■ WHAT THE TASK ASKS:
Print the data that follows exactly.

■ DATA EXCERPTS:
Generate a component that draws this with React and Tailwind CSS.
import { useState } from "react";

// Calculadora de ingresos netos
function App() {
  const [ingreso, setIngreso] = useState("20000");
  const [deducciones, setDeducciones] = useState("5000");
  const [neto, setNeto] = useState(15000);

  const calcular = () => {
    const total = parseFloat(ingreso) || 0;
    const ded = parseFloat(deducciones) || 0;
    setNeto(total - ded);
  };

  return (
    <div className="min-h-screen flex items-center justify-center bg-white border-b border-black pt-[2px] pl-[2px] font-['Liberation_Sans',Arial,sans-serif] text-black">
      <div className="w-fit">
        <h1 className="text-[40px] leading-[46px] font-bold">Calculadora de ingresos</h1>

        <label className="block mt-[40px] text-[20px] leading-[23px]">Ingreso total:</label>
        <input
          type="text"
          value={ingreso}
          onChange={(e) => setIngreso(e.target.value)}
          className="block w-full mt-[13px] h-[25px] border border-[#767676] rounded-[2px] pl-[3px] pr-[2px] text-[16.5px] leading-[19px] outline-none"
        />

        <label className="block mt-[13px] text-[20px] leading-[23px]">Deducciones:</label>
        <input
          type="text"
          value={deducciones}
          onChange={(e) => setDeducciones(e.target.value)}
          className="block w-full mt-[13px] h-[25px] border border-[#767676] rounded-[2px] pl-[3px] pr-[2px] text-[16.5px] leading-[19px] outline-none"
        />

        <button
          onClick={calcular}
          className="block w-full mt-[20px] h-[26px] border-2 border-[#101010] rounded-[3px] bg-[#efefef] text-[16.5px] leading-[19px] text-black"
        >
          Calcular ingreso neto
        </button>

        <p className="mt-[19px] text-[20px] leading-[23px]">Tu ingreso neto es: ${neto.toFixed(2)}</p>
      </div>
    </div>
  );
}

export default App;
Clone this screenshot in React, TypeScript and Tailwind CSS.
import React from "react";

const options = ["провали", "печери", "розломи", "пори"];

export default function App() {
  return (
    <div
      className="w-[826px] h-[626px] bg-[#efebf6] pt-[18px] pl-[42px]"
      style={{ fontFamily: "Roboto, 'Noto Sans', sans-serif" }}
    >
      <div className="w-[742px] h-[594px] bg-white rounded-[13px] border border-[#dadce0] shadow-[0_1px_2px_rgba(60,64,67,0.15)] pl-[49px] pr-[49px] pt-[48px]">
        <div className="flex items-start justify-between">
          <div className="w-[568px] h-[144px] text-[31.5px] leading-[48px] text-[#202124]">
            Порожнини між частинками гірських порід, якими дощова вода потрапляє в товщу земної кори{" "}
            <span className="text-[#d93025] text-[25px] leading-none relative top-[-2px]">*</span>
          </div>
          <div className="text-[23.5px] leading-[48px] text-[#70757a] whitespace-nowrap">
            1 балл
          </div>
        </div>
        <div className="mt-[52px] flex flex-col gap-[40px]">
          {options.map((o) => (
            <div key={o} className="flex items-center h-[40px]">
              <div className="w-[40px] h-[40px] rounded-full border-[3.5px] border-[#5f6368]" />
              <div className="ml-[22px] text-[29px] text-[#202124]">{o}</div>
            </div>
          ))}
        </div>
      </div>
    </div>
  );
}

■ SOLUTION FOR THIS TASK:
Generate a component that draws this with React and Tailwind CSS.
import { useState } from "react";

// Calculadora de ingresos netos
function App() {
  const [ingreso, setIngreso] = useState("20000");
  const [deducciones, setDeducciones] = useState("5000");
  const [neto, setNeto] = useState(15000);

  const calcular = () => {
    const total = parseFloat(ingreso) || 0;
    const ded = parseFloat(deducciones) || 0;
    setNeto(total - ded);
  };

  return (
    <div className="min-h-screen flex items-center justify-center bg-white border-b border-black pt-[2px] pl-[2px] font-['Liberation_Sans',Arial,sans-serif] text-black">
      <div className="w-fit">
        <h1 className="text-[40px] leading-[46px] font-bold">Calculadora de ingresos</h1>

        <label className="block mt-[40px] text-[20px] leading-[23px]">Ingreso total:</label>
        <input
          type="text"
          value={ingreso}
          onChange={(e) => setIngreso(e.target.value)}
          className="block w-full mt-[13px] h-[25px] border border-[#767676] rounded-[2px] pl-[3px] pr-[2px] text-[16.5px] leading-[19px] outline-none"
        />

        <label className="block mt-[13px] text-[20px] leading-[23px]">Deducciones:</label>
        <input
          type="text"
          value={deducciones}
          onChange={(e) => setDeducciones(e.target.value)}
          className="block w-full mt-[13px] h-[25px] border border-[#767676] rounded-[2px] pl-[3px] pr-[2px] text-[16.5px] leading-[19px] outline-none"
        />

        <button
          onClick={calcular}
          className="block w-full mt-[20px] h-[26px] border-2 border-[#101010] rounded-[3px] bg-[#efefef] text-[16.5px] leading-[19px] text-black"
        >
          Calcular ingreso neto
        </button>

        <p className="mt-[19px] text-[20px] leading-[23px]">Tu ingreso neto es: ${neto.toFixed(2)}</p>
      </div>
    </div>
  );
}

export default App;
Clone this screenshot in React, TypeScript and Tailwind CSS.
import React from "react";

const options = ["провали", "печери", "розломи", "пори"];

export default function App() {
  return (
    <div
      className="w-[826px] h-[626px] bg-[#efebf6] pt-[18px] pl-[42px]"
      style={{ fontFamily: "Roboto, 'Noto Sans', sans-serif" }}
    >
      <div className="w-[742px] h-[594px] bg-white rounded-[13px] border border-[#dadce0] shadow-[0_1px_2px_rgba(60,64,67,0.15)] pl-[49px] pr-[49px] pt-[48px]">
        <div className="flex items-start justify-between">
          <div className="w-[568px] h-[144px] text-[31.5px] leading-[48px] text-[#202124]">
            Порожнини між частинками гірських порід, якими дощова вода потрапляє в товщу земної кори{" "}
            <span className="text-[#d93025] text-[25px] leading-none relative top-[-2px]">*</span>
          </div>
          <div className="text-[23.5px] leading-[48px] text-[#70757a] whitespace-nowrap">
            1 балл
          </div>
        </div>
        <div className="mt-[52px] flex flex-col gap-[40px]">
          {options.map((o) => (
            <div key={o} className="flex items-center h-[40px]">
              <div className="w-[40px] h-[40px] rounded-full border-[3.5px] border-[#5f6368]" />
              <div className="ml-[22px] text-[29px] text-[#202124]">{o}</div>
            </div>
          ))}
        </div>
      </div>
    </div>
  );
}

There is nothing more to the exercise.